---------- Collected material ----------

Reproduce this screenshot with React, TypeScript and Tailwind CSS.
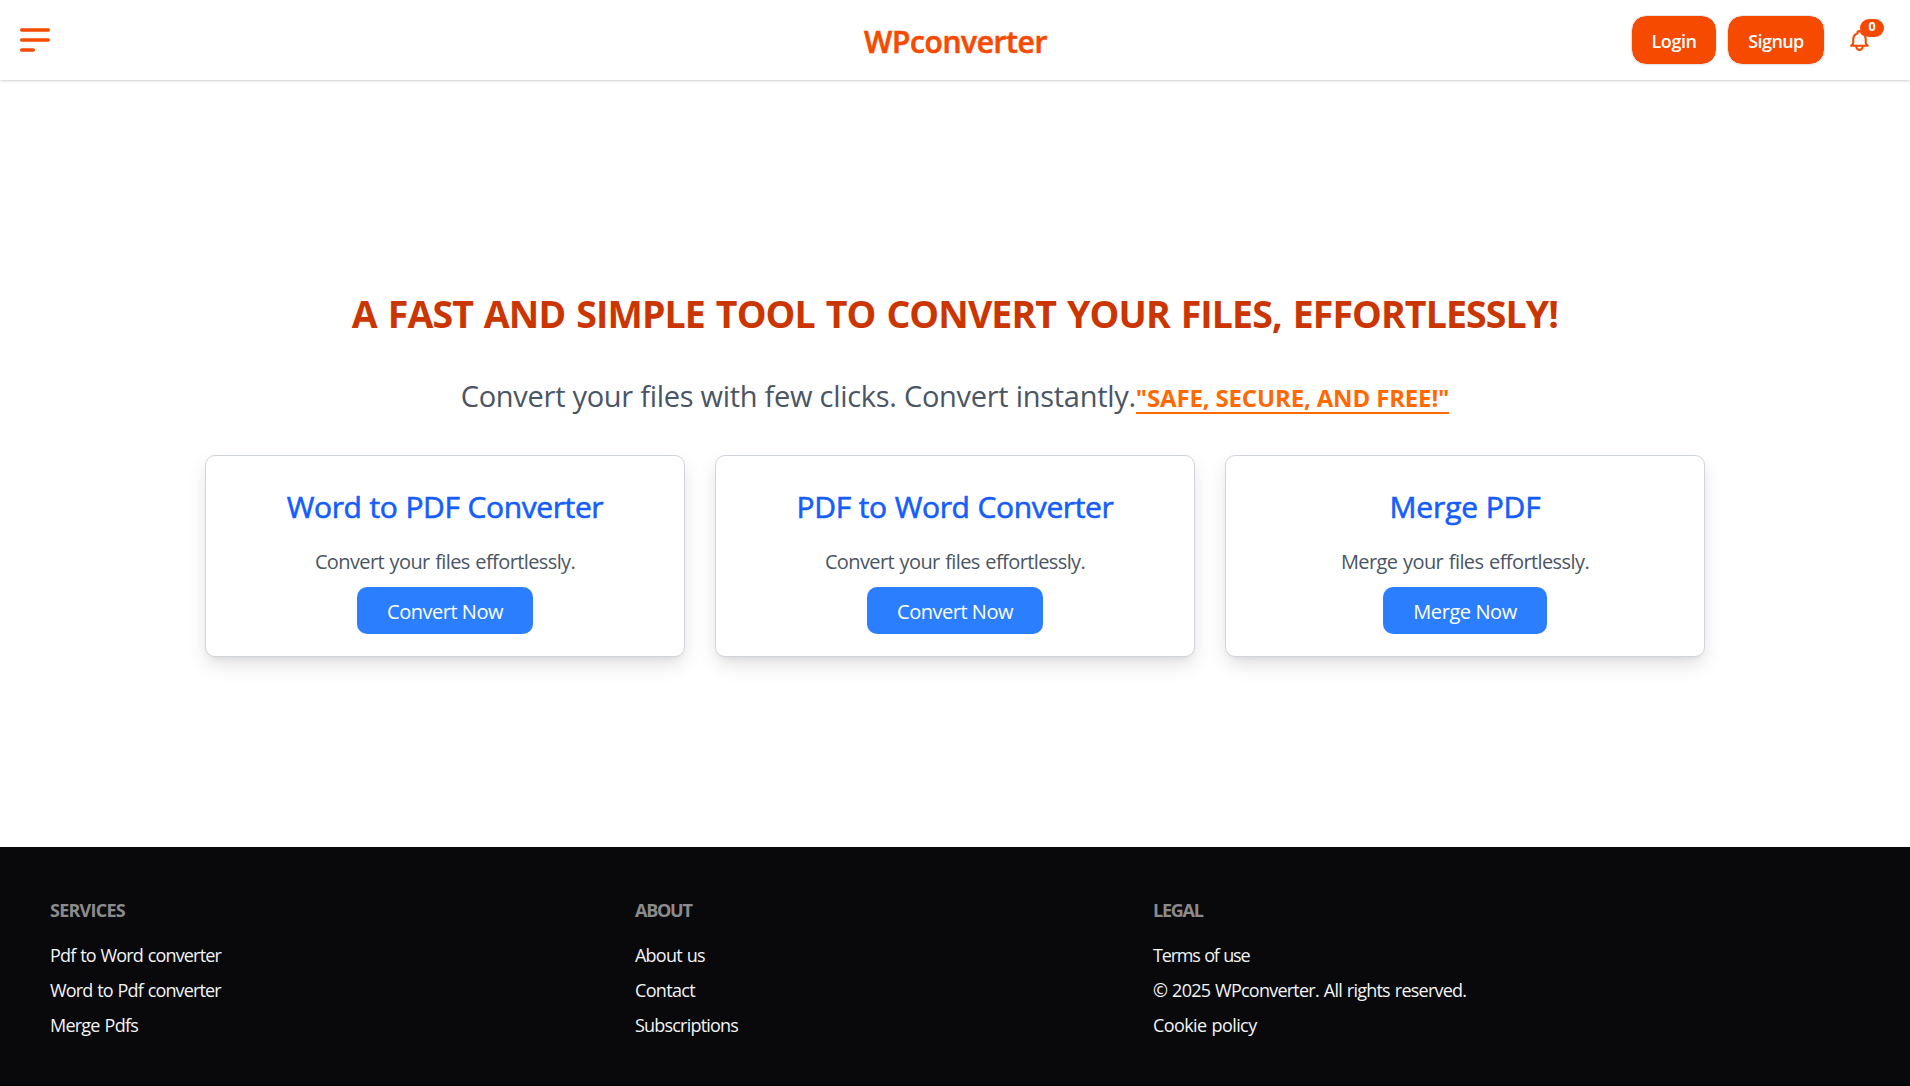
import React from "react";

type CardProps = { title: string; titleClass: string; text: string; textClass: string; action: string; actionClass: string };

const cards: CardProps[] = [
  {
    title: "Word to PDF Converter",
    titleClass: "tracking-[-0.4px] [word-spacing:0.6px]",
    text: "Convert your files effortlessly.",
    textClass: "tracking-[-0.61px] [word-spacing:1px]",
    action: "Convert Now",
    actionClass: "w-[176px] tracking-[-0.48px]",
  },
  {
    title: "PDF to Word Converter",
    titleClass: "tracking-[-0.38px] [word-spacing:0.6px]",
    text: "Convert your files effortlessly.",
    textClass: "tracking-[-0.61px] [word-spacing:1px]",
    action: "Convert Now",
    actionClass: "w-[176px] tracking-[-0.48px]",
  },
  {
    title: "Merge PDF",
    titleClass: "tracking-[-0.15px]",
    text: "Merge your files effortlessly.",
    textClass: "tracking-[-0.59px] [word-spacing:1px]",
    action: "Merge Now",
    actionClass: "w-[164px] tracking-[-0.42px]",
  },
];

const columns = [
  {
    heading: "SERVICES",
    headingClass: "tracking-[-0.77px]",
    links: [
      { label: "Pdf to Word converter", cls: "tracking-[-0.85px] [word-spacing:1px]" },
      { label: "Word to Pdf converter", cls: "tracking-[-0.86px] [word-spacing:1px]" },
      { label: "Merge Pdfs", cls: "tracking-[-0.77px] [word-spacing:1px]" },
    ],
  },
  {
    heading: "ABOUT",
    headingClass: "tracking-[-1.25px]",
    links: [
      { label: "About us", cls: "tracking-[-0.77px] [word-spacing:1px]" },
      { label: "Contact", cls: "tracking-[-0.67px]" },
      { label: "Subscriptions", cls: "tracking-[-0.8px]" },
    ],
  },
  {
    heading: "LEGAL",
    headingClass: "tracking-[-1.25px]",
    links: [
      { label: "Terms of use", cls: "tracking-[-1.18px] [word-spacing:1px]" },
      { label: "© 2025 WPconverter. All rights reserved.", cls: "tracking-[-0.77px] [word-spacing:1px]" },
      { label: "Cookie policy", cls: "tracking-[-0.6px] [word-spacing:1px]" },
    ],
  },
];

function Card({ title, titleClass, text, textClass, action, actionClass }: CardProps) {
  return (
    <article className="flex h-[202px] w-[480px] flex-col items-center rounded-[10px] border border-gray-300 bg-white pt-[33px] shadow-[0_9px_20px_-2px_rgba(0,0,0,0.13),0_4px_6px_-4px_rgba(0,0,0,0.1)]">
      <h2 className={`text-[30px] leading-9 font-normal text-blue-600 [-webkit-text-stroke:0.6px_currentColor] ${titleClass}`}>{title}</h2>
      <p className={`mt-[23px] text-[20px] leading-7 text-gray-600 ${textClass}`}>{text}</p>
      <button className={`mt-[11px] h-[47px] rounded-[10px] bg-blue-500 pt-[3px] text-[20px] leading-7 text-white ${actionClass}`}>{action}</button>
    </article>
  );
}

export default function App() {
  return (
    <div className="flex h-[1086px] flex-col overflow-hidden bg-white font-['Open_Sans',sans-serif] whitespace-nowrap">
      <header className="grid h-20 shrink-0 grid-cols-3 items-center bg-white pr-[38px] pl-[15px] shadow-[0_1px_3px_rgba(0,0,0,0.14),0_1px_2px_-1px_rgba(0,0,0,0.14)]">
        <button aria-label="Menu" className="w-10 text-orange-600">
          <svg className="size-10" viewBox="0 0 24 24" fill="none" stroke="currentColor" strokeWidth="2" strokeLinecap="round" strokeLinejoin="round">
            <path d="M4 6h16M4 12h16M4 18h7" />
          </svg>
        </button>
        <div className="relative left-3 pt-[3px] text-center text-[30px] leading-9 font-semibold tracking-[-0.4px] text-orange-600 [-webkit-text-stroke:0.6px_currentColor]">WPconverter</div>
        <div className="flex items-center justify-end">
          <button className="h-[50px] w-[86px] rounded-[15px] border border-gray-200 bg-orange-600 bg-clip-padding pt-px text-[18px] leading-7 font-semibold tracking-[-0.44px] text-white shadow-xs">Login</button>
          <button className="ml-[10px] h-[50px] w-[98px] rounded-[15px] border border-gray-200 bg-orange-600 bg-clip-padding pt-px text-[18px] leading-7 font-semibold tracking-[-0.6px] text-white shadow-xs">Signup</button>
          <button aria-label="Notifications" className="relative ml-[22px] text-orange-600">
            <svg className="size-[25px]" viewBox="0 0 24 24" fill="none" stroke="currentColor" strokeWidth="2" strokeLinecap="round" strokeLinejoin="round">
              <path d="M15 17h5l-1.405-1.405A2.032 2.032 0 0118 14.158V11a6.002 6.002 0 00-4-5.659V5a2 2 0 10-4 0v.341C7.67 6.165 6 8.388 6 11v3.159c0 .538-.214 1.055-.595 1.436L4 17h5m6 0v1a3 3 0 11-6 0v-1m6 0H9" />
            </svg>
            <span className="absolute -top-[9px] left-[13px] flex h-[18px] w-6 items-center justify-center rounded-full bg-orange-600 text-[12.5px] leading-none font-bold text-white">0</span>
          </button>
        </div>
      </header>

      <main className="flex h-[767px] shrink-0 flex-col items-center pt-[210px]">
        <h1 className="text-[37.5px] leading-[48px] font-bold tracking-[-0.91px] text-orange-700 [word-spacing:2.1px]">
          A FAST AND SIMPLE TOOL TO CONVERT YOUR FILES, EFFORTLESSLY!
        </h1>
        <p className="mt-[38px] flex h-10 text-[29px] leading-10 tracking-[-0.28px] text-gray-600">
          Convert your files with few clicks. Convert instantly.
          <span className="h-[38px] border-b-2 border-orange-500 pt-[2px] text-[24px] leading-10 font-bold tracking-[-0.16px] text-orange-500">
            "SAFE, SECURE, AND FREE!"
          </span>
        </p>
        <section className="mt-[39px] flex gap-[30px]">
          {cards.map((card) => (
            <Card key={card.title} {...card} />
          ))}
        </section>
      </main>

      <footer className="grid flex-1 grid-cols-[585px_518px_1fr] border-b border-black bg-zinc-950 px-[50px] pt-[49px] text-[18px] leading-7">
        {columns.map((col) => (
          <nav key={col.heading}>
            <h3 className={`font-bold text-[#8b8b8c] ${col.headingClass}`}>{col.heading}</h3>
            <ul className="mt-[17px] flex flex-col gap-[7px] text-gray-100">
              {col.links.map((link) => (
                <li key={link.label} className={link.cls}>{link.label}</li>
              ))}
            </ul>
          </nav>
        ))}
      </footer>
    </div>
  );
}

----------

:: What to produce ::
Track down every line holding the string "with" and copy it.

:: Correct output ::
Reproduce this screenshot with React, TypeScript and Tailwind CSS.
          Convert your files with few clicks. Convert instantly.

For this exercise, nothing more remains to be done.